Cuadernos Americanos
En esta época colaboró muy estrechamente con su amigo Juan Larrea y otros intelectuales en la fundación y desarrollo de Cuadernos Americanos (1942), la revista que venía a cubrir el vacío de la España peregrina, el órgano portavoz de la Junta de Cultura Española, que trataba de fomentar un nuevo humanismo y dar voz a los creadores hispanoamericanos en un momento en el que Europa estaba callada por la guerra y España aprisionada entre las garras de Franco. Desde sus páginas. León Felipe daría aliento a los expatriados, pero también tendría palabras de reconocimiento para los poetas exiliados del interior: “Vuestros son el salmo y la canción”.
Entre 1946 y 1948, el poeta vuelve a hacerse camino y, animado por su sobrino, el afamado torero Carlos Arruza (“tú tienes mucho más cartel que yo”), realiza una gira como “caballero andante de la poesía” por la mayoría de los países hispanoamericanos, que le llevará a la publicación de su Antología Rota. A partir de este momento dejaría reposar su espíritu errante y el eterno pasajero se asienta definitivamente en México.
La trashumancia había terminado y sus noches no tendrán ya otras estrellas que las del cielo mexicano. En los veinte años que corren de 1948 a 1968 vivió en la Ciudad de México sin interrupción, ganándose la vida como traductor y como investigador de la Casa de España, viviendo como “español de un mundo poético que está en otras dimensiones que el mundo histórico español –republicano, franquista o monárquico– y que yo he llamado el español del Éxodo y del Viento” (España y el Viento).
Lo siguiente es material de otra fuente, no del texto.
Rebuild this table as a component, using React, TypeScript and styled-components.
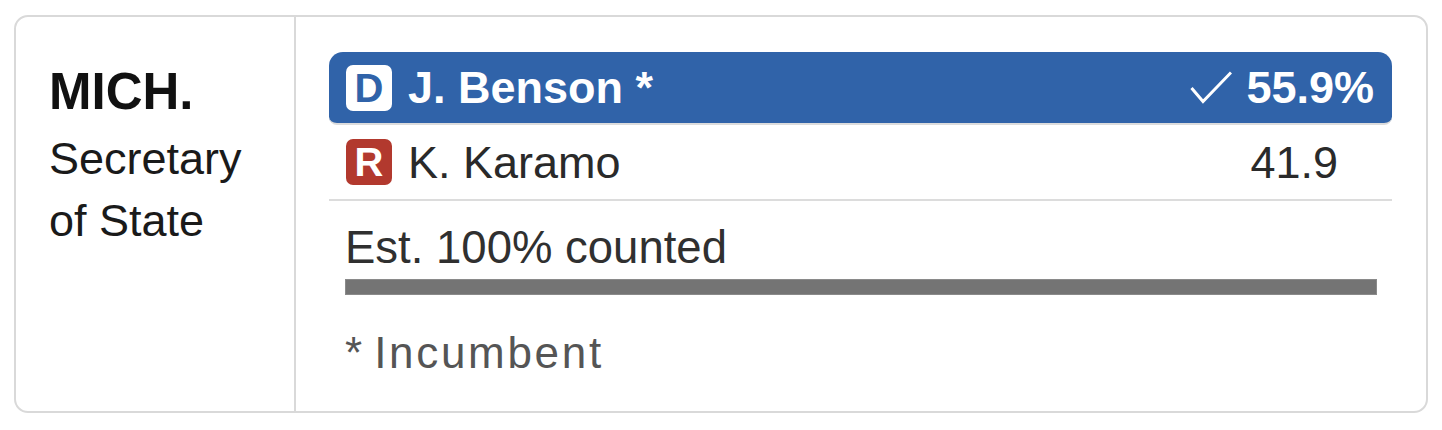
import React from "react";
import styled, { createGlobalStyle } from "styled-components";

const Global = createGlobalStyle`
  html, body { margin: 0; padding: 0; background: #ffffff; }
  body { font-family: "Liberation Sans", Arial, sans-serif; }
`;

const Card = styled.div`
  margin: 15px 0 0 14px;
  width: 1414px;
  box-sizing: border-box;
  border: 2px solid #d9d9d9;
  border-radius: 14px;
  display: flex;
  background: #fff;
`;

const LeftCol = styled.div`
  flex: none;
  width: 280px;
  box-sizing: border-box;
  border-right: 2px solid #d9d9d9;
  padding: 49px 0 0 33px;
`;

const State = styled.div`
  font-weight: 700;
  font-size: 51px;
  line-height: 51px;
  color: #111;
`;

const Office = styled.div`
  margin-top: 11px;
  font-size: 45px;
  line-height: 62px;
  color: #1a1a1a;
`;

const RightCol = styled.div`
  flex: 1;
  padding: 35px 34px 36px 33px;
  display: flex;
  flex-direction: column;
`;

const Row = styled.div<{ $winner?: boolean }>`
  display: flex;
  align-items: center;
  height: ${(p) => (p.$winner ? 71 : 74)}px;
  padding: 0 0 0 17px;
  border-bottom: 2px solid #dcdcdc;
  background: ${(p) => (p.$winner ? "#3063a9" : "transparent")};
  border-radius: ${(p) => (p.$winner ? "14px 14px 8px 8px" : "0")};
  color: ${(p) => (p.$winner ? "#ffffff" : "#2a2a2a")};
  font-weight: ${(p) => (p.$winner ? 700 : 400)};
  font-size: 45px;
`;

const Badge = styled.div<{ $party: "D" | "R" }>`
  width: 46px;
  height: 46px;
  flex: none;
  border-radius: 7px;
  display: flex;
  align-items: center;
  justify-content: center;
  font-weight: 700;
  font-size: 40px;
  line-height: 1;
  background: ${(p) => (p.$party === "D" ? "#ffffff" : "#b2392e")};
  color: ${(p) => (p.$party === "D" ? "#3063a9" : "#ffffff")};
`;

const Name = styled.div`
  margin-left: 16px;
  flex: 1;
  line-height: 1;
`;

const Value = styled.div<{ $pad: number }>`
  display: flex;
  align-items: center;
  line-height: 1;
  padding-right: ${(p) => p.$pad}px;
`;

const Check = styled.svg`
  width: 42px;
  height: 33px;
  margin-right: 14px;
`;

const Counted = styled.div`
  margin-top: 24px;
  padding: 0 16px;
  font-size: 45.5px;
  line-height: 45px;
  color: #303030;
`;

const BarTrack = styled.div`
  margin: 9px 15px 0 16px;
  height: 16px;
  background: #e6e6e6;
`;

const BarFill = styled.div`
  height: 100%;
  background: #747474;
  box-shadow: inset 0 0 0 1px #8a8a8a;
`;

const Note = styled.div`
  margin-top: 35px;
  padding: 0 16px;
  font-size: 44px;
  line-height: 45px;
  letter-spacing: 2.7px;
  color: #555;
`;

const Star = styled.span`
  letter-spacing: 0;
  margin-right: 12px;
`;

export default function App() {
  const counted = 100;
  return (
    <>
      <Global />
      <Card>
        <LeftCol>
          <State>MICH.</State>
          <Office>
            Secretary
            <br />
            of State
          </Office>
        </LeftCol>
        <RightCol>
          <Row $winner>
            <Badge $party="D">D</Badge>
            <Name>J. Benson *</Name>
            <Value $pad={18}>
              <Check viewBox="0 0 42 33">
                <polyline
                  points="1.5,17 13,30.5 41,1.5"
                  fill="none"
                  stroke="#ffffff"
                  strokeWidth="3"
                />
              </Check>
              55.9%
            </Value>
          </Row>
          <Row>
            <Badge $party="R">R</Badge>
            <Name>K. Karamo</Name>
            <Value $pad={54}>41.9</Value>
          </Row>
          <Counted>Est. 100% counted</Counted>
          <BarTrack>
            <BarFill style={{ width: `${counted}%` }} />
          </BarTrack>
          <Note>
            <Star>*</Star>Incumbent
          </Note>
        </RightCol>
      </Card>
    </>
  );
}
Al tiempo, su producción literaria sigue con la publicación en 1950 de Llamadme publicano: “Soy y vengo del sueño (…)/ ¡Fui semilla que quiso ser espiga…/ y soy espiga que sueña en ser pan ázimo!”, así como con traducciones de autores importantes en lengua inglesa y varias paráfrasis de obras dramáticas de William Shakespeare y Cristopher Fry, un poema-cuento en forma de guion cinematográfico, La manzana, y una serie de pequeñas piezas en prosa escritas para la incipiente televisión mexicana que, una vez pasadas por el cedazo de la sencillez narrativa, se convirtieron en El juglarón.
Doble pobreza
En 1958, poco después de la muerte de su mujer, termina El ciervo, cuyos poemas había dado ya a conocer en actos públicos desde 1956. El libro enlaza con el anterior del publicano por el poema La ventana o El cuadro (diálogo entre el hombre y el viejo guardián de la heredad).
Comienza a sentirse invadido por una doble pobreza, “la del viejo pobre y la del pobre viejo”, y le pregunta al Arcipreste por qué no puede aullar el hombre cómo lo hace el mar: “Pasan los días y los años, corre la vida/ y uno no sabe por qué vive…/ Pasan los días y los años, llega la muerte/ y uno no sabe por qué muere./ Y un día el hombre se pone a llorar sin más ni más,/ sin saber por qué llora, por quién llora… y qué significa una lágrima”.
Este sentimiento se prolonga en Cuatro poemas con epílogo y colofón, dedicado a Dámaso Alonso, que termina con los siguientes versos: “Luz…/ Cuando mis lágrimas te alcancen/ la función de mis ojos/ ya no será llorar,/ sino ver”. La vejez y la pérdida de Bertuca (“Al fin todo se hundió… / y tu mirada se torció y se deshizo/ en un cielo turbio y revuelto…/ Y ya no vi más que mis lágrimas”) le abandonan en un desierto inacabable de escepticismo, angustia y desesperanza. Tiene más de 70 años, su respiración se hace tan solo un poco más ligera que su cansancio de vivir y comienza a contemplar la muerte como el único descanso posible.